Along the way, the film shuffles through a deck of different moods: from comedy to toy selling, dead parent emotional catharsis to grand CGI set pieces, peaking with a giant-inflatable-Pokémon-balloons-and-downtown-destruction climactic battle that feels on loan from a superhero movie. It never really quite coheres, but never becomes particularly bothersome either.

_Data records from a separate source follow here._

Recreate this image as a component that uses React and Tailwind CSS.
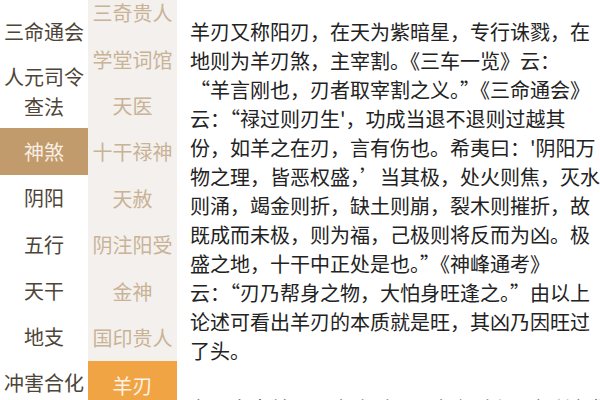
import React from "react";

const leftItems = [
	{ label: ["三命通会"], h: "h-[46px]" },
	{ label: ["人元司令", "查法"], h: "h-[73px]" },
	{ label: ["神煞"], h: "h-[47px]", active: true },
	{ label: ["阴阳"], h: "h-[46px]" },
	{ label: ["五行"], h: "h-[47px]" },
	{ label: ["天干"], h: "h-[46px]" },
	{ label: ["地支"], h: "h-[46px]" },
	{ label: ["冲害合化"], h: "h-[46px]" },
];

const midItems = ["三奇贵人", "学堂词馆", "天医", "十干禄神", "天赦", "阴注阳受", "金神", "国印贵人", "羊刃"];

const lines = [
	"羊刃又称阳刃，在天为紫暗星，专行诛戮，在",
	"地则为羊刃煞，主宰割。《三车一览》云：",
	"“羊言刚也，刃者取宰割之义。”《三命通会》",
	"云：“禄过则刃生'，功成当退不退则过越其",
	"份，如羊之在刃，言有伤也。希夷曰：'阴阳万",
	"物之理，皆恶权盛，’当其极，处火则焦，灭水",
	"则涌，竭金则折，缺土则崩，裂木则摧折，故",
	"既成而未极，则为福，己极则将反而为凶。极",
	"盛之地，十干中正处是也。”《神峰通考》",
	"云：“刃乃帮身之物，大怕身旺逢之。”由以上",
	"论述可看出羊刃的本质就是旺，其凶乃因旺过",
	"了头。",
];

const font = { fontFamily: '"Noto Sans CJK SC", "Noto Sans", sans-serif' };

export default function App() {
	return (
		<div className="flex w-[600px] h-[400px] overflow-hidden bg-white" style={font}>
			{/* first level menu */}
			<div className="w-[88px] shrink-0 flex flex-col pt-[9px] bg-white">
				{leftItems.map((item, i) => (
					<div
						key={i}
						className={`${item.h} shrink-0 flex flex-col items-center justify-center text-[20px] leading-[30px] ${item.active ? "bg-[#c19b6c] text-[#f7efe3]" : "text-[#4d4537]"}`}
					>
						{item.label.map((l, j) => (
							<span key={j}>{l}</span>
						))}
					</div>
				))}
			</div>

			{/* second level menu */}
			<div className="w-[89px] shrink-0 flex flex-col bg-[#f4f0ed] -mt-[10px]">
				{midItems.map((m, i) => (
					<div
						key={i}
						className={`h-[46.4px] shrink-0 flex items-center justify-center text-[20px] ${i == midItems.length - 1 ? "bg-[#f1a443] text-[#fdf3e4] h-[50px]" : "text-[#c8b397]"}`}
					>
						{m}
					</div>
				))}
			</div>

			{/* article */}
			<div className="flex-1 pl-[13px] pt-[17px] text-[20px] leading-[29px] text-[#222]">
				{lines.map((l, i) => (
					<div key={i} className="whitespace-nowrap">{l}</div>
				))}
				<div className="whitespace-nowrap mt-[29px]">在八字中羊刃，逢冲则凶，逢合则吉，有利有弊</div>
			</div>
		</div>
	);
}
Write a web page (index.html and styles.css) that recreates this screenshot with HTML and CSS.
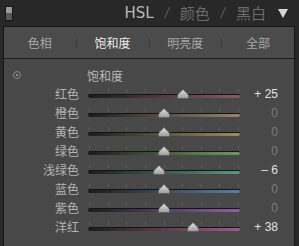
FILE: index.html
```html
<!DOCTYPE html>
<html lang="zh-CN">
<head>
  <meta charset="UTF-8">
  <title>HSL</title>
  <link rel="stylesheet" href="styles.css">
</head>
<body>
  <div class="header">
    <div class="switch"><span class="switch-top"></span></div>
    <div class="titles">
      <span class="t-on">HSL</span>
      <span class="sep">/</span>
      <span class="t-off">颜色</span>
      <span class="sep">/</span>
      <span class="t-off">黑白</span>
    </div>
    <svg class="arrow" width="10" height="9" viewBox="0 0 10 9"><path d="M0 0 L10 0 L5 9 Z" fill="#d4d4d4"/></svg>
  </div>

  <div class="panel">
    <div class="tabs">
      <span class="tab">色相</span>
      <span class="bar"></span>
      <span class="tab active">饱和度</span>
      <span class="bar"></span>
      <span class="tab">明亮度</span>
      <span class="bar"></span>
      <span class="tab">全部</span>
    </div>

    <div class="content">
      <div class="title-row">
        <span class="target"></span>
        <span class="title">饱和度</span>
      </div>
      <div id="rows"></div>
    </div>
  </div>

  <script>
    const colors = [
      ["红色", 25, "#8a5a60"],
      ["橙色", 0, "#9a8266"],
      ["黄色", 0, "#988e62"],
      ["绿色", 0, "#6e9a5e"],
      ["浅绿色", -6, "#5c9486"],
      ["蓝色", 0, "#5a7ea0"],
      ["紫色", 0, "#8a62a2"],
      ["洋红", 38, "#a05a88"]
    ];

    function buildRows() {
      const rows = document.getElementById("rows");
      let html = "";
      for (const [name, value, color] of colors) {
        const left = 76 + value * 0.76 - 6;
        let text = "0";
        if (value > 0) text = "+ " + value;
        if (value < 0) text = "\u2013 " + (-value);
        let ticks = "";
        for (let i = 0; i < 9; i++) ticks += "<i></i>";
        html += `<div class="row">
          <span class="label">${name}</span>
          <div class="slider">
            <div class="ticks">${ticks}</div>
            <div class="track" style="background: linear-gradient(to right, #1c1c1c, ${color})"></div>
            <svg class="thumb" style="left:${left}px" width="12" height="10" viewBox="0 0 12 10">
              <defs><linearGradient id="g" x1="0" y1="0" x2="0" y2="1">
                <stop offset="0" stop-color="#e4e4e4"/><stop offset="1" stop-color="#9a9a9a"/>
              </linearGradient></defs>
              <path d="M0.5 9.5 L0.5 7 Q0.5 5 2.5 4 L6 0.5 L9.5 4 Q11.5 5 11.5 7 L11.5 9.5 Z" fill="url(#g)" stroke="#555" stroke-width="0.6"/>
            </svg>
          </div>
          <span class="value ${value === 0 ? 'zero' : ''}">${text}</span>
        </div>`;
      }
      rows.innerHTML = html;
    }

    buildRows();
  </script>
</body>
</html>
```

FILE: styles.css
```css
body {
  margin: 0;
  background-color: #282828;
  font-family: "Noto Sans CJK SC", "Liberation Sans", sans-serif;
  width: 299px;
  height: 246px;
  overflow: hidden;
}
.header {
  height: 26px;
  display: flex;
  align-items: center;
}
.switch {
  width: 6px;
  height: 13px;
  margin-left: 5px;
  border: 1px solid #161616;
  background-color: #5a5a5a;
  display: flex;
  flex-direction: column;
}
.switch-top {
  height: 6px;
  background-color: #9a9a9a;
}
.titles {
  flex: 1;
  display: flex;
  justify-content: flex-end;
  align-items: center;
  font-size: 15px;
  line-height: 26px;
  gap: 10px;
}
.t-on {
  color: #b8b8b8;
  font-family: "DejaVu Sans", sans-serif;
  font-size: 15px;
}
.t-off {
  color: #6a6a6a;
}
.sep {
  color: #585858;
  font-family: "Liberation Sans", sans-serif;
  font-style: italic;
  margin: 0 1px;
}
.arrow {
  margin: 0 11px 0 12px;
}
.panel {
  margin: 0 4px 0 3px;
  border: 1px solid #151515;
  border-bottom: none;
  background-color: #484848;
  height: 220px;
}
.tabs {
  height: 31px;
  background-color: #4b4b4b;
  border-bottom: 1px solid #1c1c1c;
  display: flex;
  align-items: center;
  font-size: 12px;
}
.tab {
  flex: 1;
  text-align: center;
  color: #a8a8a8;
}
.tab.active {
  color: #ececec;
}
.bar {
  width: 1px;
  height: 10px;
  background-color: #3a3a3a;
}
.content {
  padding-top: 8px;
}
.title-row {
  height: 16px;
  display: flex;
  align-items: center;
  font-size: 12px;
  color: #b8b8b8;
}
.target {
  width: 6px;
  height: 6px;
  margin-left: 9px;
  border: 1px solid #8a8a8a;
  border-radius: 50%;
  position: relative;
}
.target::after {
  content: "";
  position: absolute;
  left: 2px;
  top: 2px;
  width: 2px;
  height: 2px;
  background-color: #8a8a8a;
}
.title {
  margin-left: 66px;
}
#rows {
  padding-top: 1px;
}
.row {
  height: 19px;
  display: flex;
  align-items: center;
}
.label {
  width: 75px;
  text-align: right;
  font-size: 12px;
  color: #b4b4b4;
}
.slider {
  width: 152px;
  height: 12px;
  margin-left: 9px;
  position: relative;
}
.ticks {
  display: flex;
  justify-content: space-between;
  height: 3px;
  padding: 0 1px;
  margin-top: 1px;
}
.ticks i {
  width: 1px;
  background-color: #5e5e5e;
}
.track {
  height: 3px;
  margin-top: 2px;
  border-radius: 2px;
  border-top: 1px solid #141414;
}
.thumb {
  position: absolute;
  top: 1px;
}
.value {
  width: 38px;
  text-align: right;
  font-family: "Liberation Sans", sans-serif;
  font-size: 12px;
  color: #e2e2e2;
}
.value.zero {
  color: #7a7a7a;
}
```
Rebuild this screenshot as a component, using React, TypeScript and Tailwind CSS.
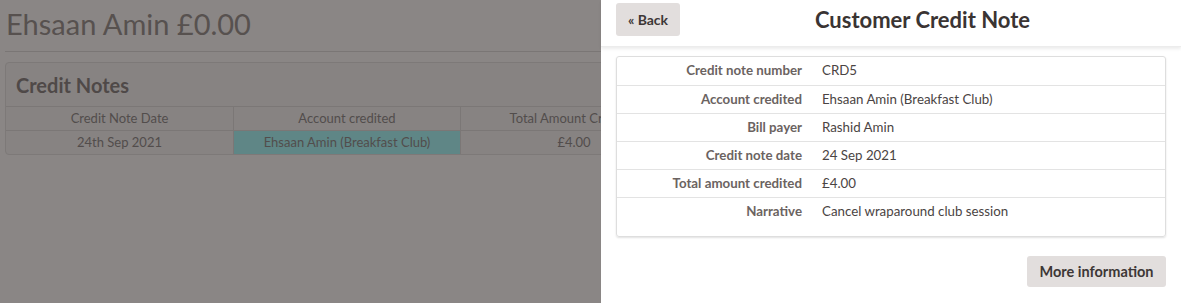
import { ReactNode } from 'react'

type Row = {
  label: string
  value: string
}

const rows: Row[] = [
  { label: 'Credit note number', value: 'CRD5' },
  { label: 'Account credited', value: 'Ehsaan Amin (Breakfast Club)' },
  { label: 'Bill payer', value: 'Rashid Amin' },
  { label: 'Credit note date', value: '24 Sep 2021' },
  { label: 'Total amount credited', value: '£4.00' },
  { label: 'Narrative', value: 'Cancel wraparound club session' },
]

function Cell({ children, className = '' }: { children: ReactNode; className?: string }) {
  return (
    <div className={`h-[23px] flex items-center justify-center border-r border-[#7b7776] ${className}`}>
      {children}
    </div>
  )
}

export default function App() {
  return (
    <div className="relative h-screen overflow-hidden bg-[#8a8685] font-['Lato',sans-serif] text-[#524d4c]">
      {/* page behind the overlay */}
      <div className="px-[5px] pt-[6px]">
        <h1 className="text-[29px] font-normal leading-[36px] pl-px text-[#57514f]">Ehsaan Amin £0.00</h1>
        <div className="mt-[9px] border-t border-[#7a7675]" />
        <div className="mt-[10px] w-[760px] rounded-sm border border-[#7d7978] bg-[#878382]">
          <div className="h-[43px] flex items-center px-[10px] text-[20px] font-bold text-[#4f4948]">Credit Notes</div>
          <div className="grid grid-cols-[228px_227px_227px] text-[13px] border-t border-[#7b7776]">
            <Cell>Credit Note Date</Cell>
            <Cell>Account credited</Cell>
            <Cell>Total Amount Credited</Cell>
          </div>
          <div className="grid grid-cols-[228px_227px_227px] text-[13px] border-t border-[#7b7776]">
            <Cell>24th Sep 2021</Cell>
            <Cell className="bg-[#5f8686]">Ehsaan Amin (Breakfast Club)</Cell>
            <Cell>£4.00</Cell>
          </div>
        </div>
      </div>

      {/* slide-over panel */}
      <div className="absolute top-0 right-0 bottom-0 w-[580px] bg-white">
        <div className="h-[47px] flex items-center pl-[15px] pr-4 shadow-[0_2px_3px_rgba(0,0,0,0.08)] border-b border-[#ececec]">
          <button className="h-[33px] w-[64px] -mt-[8px] rounded-[3px] bg-[#e2dedd] text-[14px] font-bold text-[#3d3736]">
            « Back
          </button>
          <h2 className="flex-1 text-center text-[22px] font-bold text-[#3a3433] -mt-[8px]">Customer Credit Note</h2>
        </div>
        <div className="mt-[9px] mx-[15px] rounded-[3px] border border-[#dedede] shadow-[0_1px_2px_rgba(0,0,0,0.12)] pb-[11px]">
          {rows.map((r, i) => (
            <div
              key={r.label}
              className={`grid grid-cols-[195px_1fr] h-[28px] items-center text-[13.3px] ${i > 0 ? 'border-t border-[#e3e3e3]' : ''}`}
            >
              <div className="text-right pr-[10px] font-bold text-[#6b6361]">{r.label}</div>
              <div className="pl-[10px] text-[#4a4443]">{r.value}</div>
            </div>
          ))}
        </div>
        <div className="flex justify-end pr-[15px] mt-[19px]">
          <button className="h-[31px] w-[139px] rounded-[3px] bg-[#e2dedd] text-[14.5px] font-bold text-[#3d3736]">
            More information
          </button>
        </div>
      </div>
    </div>
  )
}
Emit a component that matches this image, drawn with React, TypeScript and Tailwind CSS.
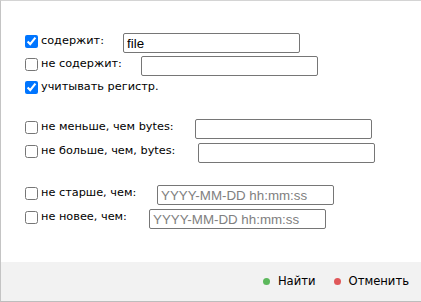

Fans might lament the fact that the Pokémon take a backseat for much of the narrative, and that, for an exercise in grand world-building and brand-burnishing, there’s only really a handful of the pocket monsters represented. But they’ll still show up, ‘trailer engagement’ having long ago given a green light to a Detective Pikachu sequel. It’s news that most will greet with a shrug. This film is fine, the next one might be too. For all those hoping for another video game movie disaster, though? Hey, Sonic The Hedgehog is only four months away.